The court ordered the condominium corporation to reimburse the expenses incurred by Ms. Dyke to find alternative accommodations, such as rent, hydro, utilities, furniture and movers. These expenses exceeded $40,000. The corporation was also ordered to pay nearly $20,000 in legal fees.
Unfortunately for the corporation, the matter does not end there. The judge deferred to another hearing the issue of whether further damages should be paid to Ms. Dyke to compensate her for her pain and suffering, mental anguish and distress, loss of income and loss of comfort and quiet enjoyment of her unit.
Because of the corporation’s failure to enforce the rules, all of the owners will be paying for these damages and costs as part of their common expenses. The unit owner and tenant of the unit where the noise originated appear to have escaped any financial consequences. Had the corporation properly enforced the rules, they may have been able to claim their enforcement costs from the owner of the unit from where the noise originated.

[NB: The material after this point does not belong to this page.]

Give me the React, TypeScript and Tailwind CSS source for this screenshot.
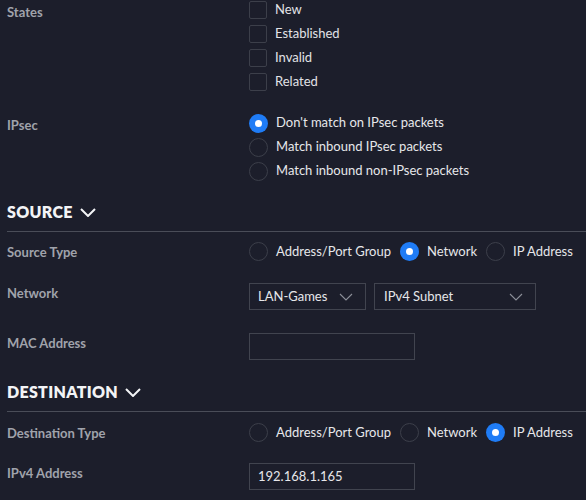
import React from "react";

const Check = ({ label }: { label: string }) => (
  <div className="flex h-5 items-center gap-2">
    <span className="box-border h-[18px] w-[18px] rounded-[2px] border border-[#3c3f4a]" />
    <span className="text-[13px] text-[#e2e3e7]">{label}</span>
  </div>
);

const Radio = ({ label, on }: { label: string; on?: boolean }) => (
  <div className="flex h-5 items-center gap-2">
    {on ? (
      <span className="flex h-[19px] w-[19px] items-center justify-center rounded-full bg-[#1f7cf6]">
        <span className="h-[7px] w-[7px] rounded-full bg-white" />
      </span>
    ) : (
      <span className="box-border h-[19px] w-[19px] rounded-full border-[1.5px] border-[#3c3f4a]" />
    )}
    <span className="text-[13px] text-[#e6e7ea]">{label}</span>
  </div>
);

const Label = ({ children, pt }: { children: React.ReactNode; pt: string }) => (
  <div className={`w-[242px] shrink-0 text-[13px] leading-5 font-bold text-[#a0a3ab] ${pt}`}>{children}</div>
);

const Chevron = () => (
  <svg width="14" height="8" viewBox="0 0 14 8" fill="none">
    <path d="M1 1l6 6 6-6" stroke="#8c8f98" strokeWidth="1.1" />
  </svg>
);

const Header = ({ title, mt }: { title: string; mt: string }) => (
  <div className={`${mt} border-b border-[#4a4d58] pb-[7px]`}>
    <div className="flex h-6 items-center gap-[7px] text-[16px] font-extrabold tracking-[0.3px] text-[#f3f4f6]">
      {title}
      <svg width="16" height="9" viewBox="0 0 16 9" fill="none">
        <path d="M1 1l7 7 7-7" stroke="#f3f4f6" strokeWidth="2" />
      </svg>
    </div>
  </div>
);

const Box = ({ w, children }: { w: string; children?: React.ReactNode }) => (
  <div className={`box-border flex h-[27px] items-center border border-[#41444f] px-2 text-[13px] text-[#e6e7ea] ${w}`}>
    {children}
  </div>
);

export default function App() {
  return (
    <div
      className="h-[500px] w-[586px] overflow-hidden bg-[#1c1e2b] pl-[7px]"
      style={{ fontFamily: "Lato, 'Noto Sans', sans-serif" }}
    >
      <div className="flex">
        <Label pt="pt-[2px]">States</Label>
        <div className="flex flex-col gap-1">
          <Check label="New" />
          <Check label="Established" />
          <Check label="Invalid" />
          <Check label="Related" />
        </div>
      </div>

      <div className="mt-[21px] flex">
        <Label pt="pt-[2px]">IPsec</Label>
        <div className="flex flex-col gap-1">
          <Radio label="Don't match on IPsec packets" on />
          <Radio label="Match inbound IPsec packets" />
          <Radio label="Match inbound non-IPsec packets" />
        </div>
      </div>

      <Header title="SOURCE" mt="mt-[19px]" />

      <div className="mt-[9px] flex">
        <Label pt="pt-[1px]">Source Type</Label>
        <div className="flex items-center gap-[9px]">
          <Radio label="Address/Port Group" />
          <Radio label="Network" on />
          <Radio label="IP Address" />
        </div>
      </div>

      <div className="mt-[21px] flex">
        <Label pt="pt-0">Network</Label>
        <div className="flex gap-2">
          <Box w="w-[117px] justify-between pr-[12px]">
            <span>LAN-Games</span>
            <Chevron />
          </Box>
          <Box w="w-[162px] justify-between pl-[9px] pr-[12px]">
            <span>IPv4 Subnet</span>
            <Chevron />
          </Box>
        </div>
      </div>

      <div className="mt-[23px] flex">
        <Label pt="pt-0">MAC Address</Label>
        <Box w="w-[166px]" />
      </div>

      <Header title="DESTINATION" mt="mt-[20px]" />

      <div className="mt-[10px] flex">
        <Label pt="pt-[1px]">Destination Type</Label>
        <div className="flex items-center gap-[9px]">
          <Radio label="Address/Port Group" />
          <Radio label="Network" />
          <Radio label="IP Address" on />
        </div>
      </div>

      <div className="mt-[20px] flex">
        <Label pt="pt-0">IPv4 Address</Label>
        <Box w="w-[166px]">192.168.1.165</Box>
      </div>
    </div>
  );
}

While some noise and disruption is to be expected when living in a high rises or in close quarters, condominium corporations have a duty to enforce their rules in a balanced way to ensure that all occupants can enjoy their respective units. Condominium corporations and property managers must take all reasonable steps to ensure that their rules are complied with. At the very least, in this case, they should have immediately notified the noisy tenant (and the owner of that unit) to take immediate steps to prevent noise from unreasonably disturbing the comfort or quiet enjoyment of the neighbours.